How scary to see her turn blue! Obviously she's doing that because she can only communicate through crying, and if you don't respond she feels powerless and ignored, so she desperately tries to get your attention. Thinking of it that way, it makes no sense to continue to let her cry. That's so cruel! She's helpless and tiny, and she only wants to be held and snuggled. By letting her cry you are continuing to set up a power struggle, worsening the problem. Isn't it alarming that at 5 months old she is already so desperate to get your attention that she would hold her breath until she turns blue? What will she do when she's 2, or 5, or 10?
Babies wake up at night for many reasons. Sometimes they need to eat, in which case filling her belly with empty calories would be a very bad idea. Sometimes they just need love and reassurance, in which case ignoring her would be detrimental to her emotional health.
In order for a child to be independent, you have to give them self confidence first. Otherwise they will seem independent, but instead they are defeated, having learned you aren't responding to their needs. They give up trying, and giving up is the very opposite of self confidence and independence. It may be good for YOU allowing YOU to sleep through the night, but what about your child? I don't know about you, but I want my children to be confident and assured, not defeated.
Responding to their cries, holding them as much as they need, and letting go of unrealistic expectations many in our society have for babies, these things will all give her the self confidence she needs. There is no such thing as a spoiled baby. It's impossible to spoil a baby with love. If babies weren't meant to be loved and cuddled they wouldn't be soft and squishy, they would be hard and spiky!

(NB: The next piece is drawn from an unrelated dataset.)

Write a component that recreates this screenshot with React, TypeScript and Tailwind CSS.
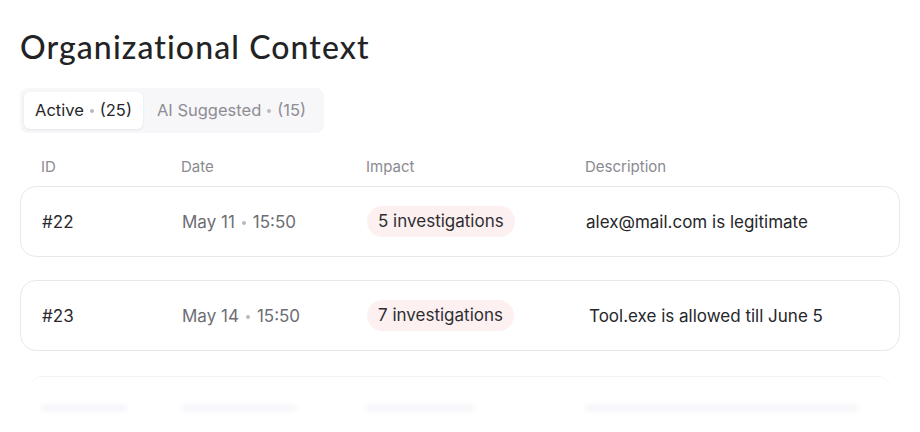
import React from "react";

type Row = {
  id: string;
  day: string;
  time: string;
  impact: string;
  description: string;
  descPad?: string;
};

const rows: Row[] = [
  { id: "#22", day: "May 11", time: "15:50", impact: "5 investigations", description: "alex@mail.com is legitimate" },
  { id: "#23", day: "May 14", time: "15:50", impact: "7 investigations", description: "Tool.exe is allowed till June 5", descPad: "pl-[3px]" },
];

function Dot({ className = "" }: { className?: string }) {
  return <span className={`inline-block w-[4px] h-[4px] rounded-full bg-[#b9b9c0] ${className}`} />;
}

export default function App() {
  return (
    <div
      className="w-[920px] h-[432px] overflow-hidden bg-white px-5 pt-[28px]"
      style={{ fontFamily: "Inter, 'Noto Sans', sans-serif" }}
    >
      {/* Title */}
      <h1
        className="text-[32px] leading-[38px] font-medium text-[#232326] tracking-[1.1px]"
        style={{ fontFamily: "Lato, 'Noto Sans', sans-serif" }}
      >
        Organizational Context
      </h1>

      {/* Tabs */}
      <div className="mt-[22px] inline-flex items-center rounded-lg bg-[#f7f6f9] p-1">
        <button className="flex items-center gap-[6px] h-[37px] px-[11px] rounded-md bg-white shadow-[0_1px_3px_rgba(20,20,40,0.08)] text-[16.5px] text-[#26262a]">
          Active <Dot /> (25)
        </button>
        <button className="flex items-center gap-[6px] h-[37px] px-[14px] text-[16.5px] text-[#8d8d94]">
          AI Suggested <Dot /> (15)
        </button>
      </div>

      {/* Header */}
      <div className="mt-[23px] grid grid-cols-[140px_185px_219px_1fr] pl-[21px] text-[15px] text-[#8a8a90]">
        <div>ID</div>
        <div>Date</div>
        <div>Impact</div>
        <div>Description</div>
      </div>

      {/* Rows */}
      <div className="mt-[7px] flex flex-col gap-[23px]">
        {rows.map((r) => (
          <div
            key={r.id}
            className="grid grid-cols-[140px_185px_219px_1fr] items-center h-[71px] pl-[21px] rounded-2xl border border-[#e8e8ec] text-[17px]"
          >
            <div className="mt-[4px] text-[#2a2a2e]">{r.id}</div>
            <div className="mt-[4px] flex items-center gap-[7px] text-[#6d6d73]">
              {r.day} <Dot /> {r.time}
            </div>
            <div className="mt-[1px]">
              <span className="inline-flex items-center h-[31px] px-[11px] rounded-full bg-[#fdf0f1] text-[#2e2e32]">
                {r.impact}
              </span>
            </div>
            <div className={`mt-[4px] text-[#26262a] ${r.descPad ?? ""}`}>{r.description}</div>
          </div>
        ))}

        {/* Faded placeholder row */}
        <div className="grid grid-cols-[140px_185px_219px_1fr] items-center h-[71px] pl-[12px] mt-[2px] mx-[8px] rounded-2xl border-t border-[#f2f2f5] pb-[8px]">
          <div className="h-[8px] w-[88px] rounded-full bg-[#f9f6fb] blur-[2px]" />
          <div className="h-[8px] w-[117px] rounded-full bg-[#f9f6fb] blur-[2px]" />
          <div className="h-[8px] w-[110px] rounded-full bg-[#f9f6fb] blur-[2px]" />
          <div className="h-[8px] w-[275px] rounded-full bg-[#f9f6fb] blur-[2px]" />
        </div>
      </div>
    </div>
  );
}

Self confidence can't be taught, it can only be developed. The way to help your child develop self-confidence is to love her, give 100% during the day and at night. Once she knows she can rely on you to always be there when she needs you, she will feel confident enough to step away from you and take independent steps.
So the answer is simple. Just love her, snuggle her, and think of her as your greatest treasure rather than a loud noise that keeps you awake at night. When you are tired the next day, drink coffee and smile thinking of how sweet and warm your baby was when you snuggled her the night before, and think of how much you love her. This time will pass quickly, only a blip in the span of your lifetime. Soon she will be grown, and you will be able to sleep all you want.
(By the way, pediatricians are NOT parenting experts. They are there to give medical advice only. If my pediatrician told me that my child needed to outgrow turning blue, I would leave and never go back!)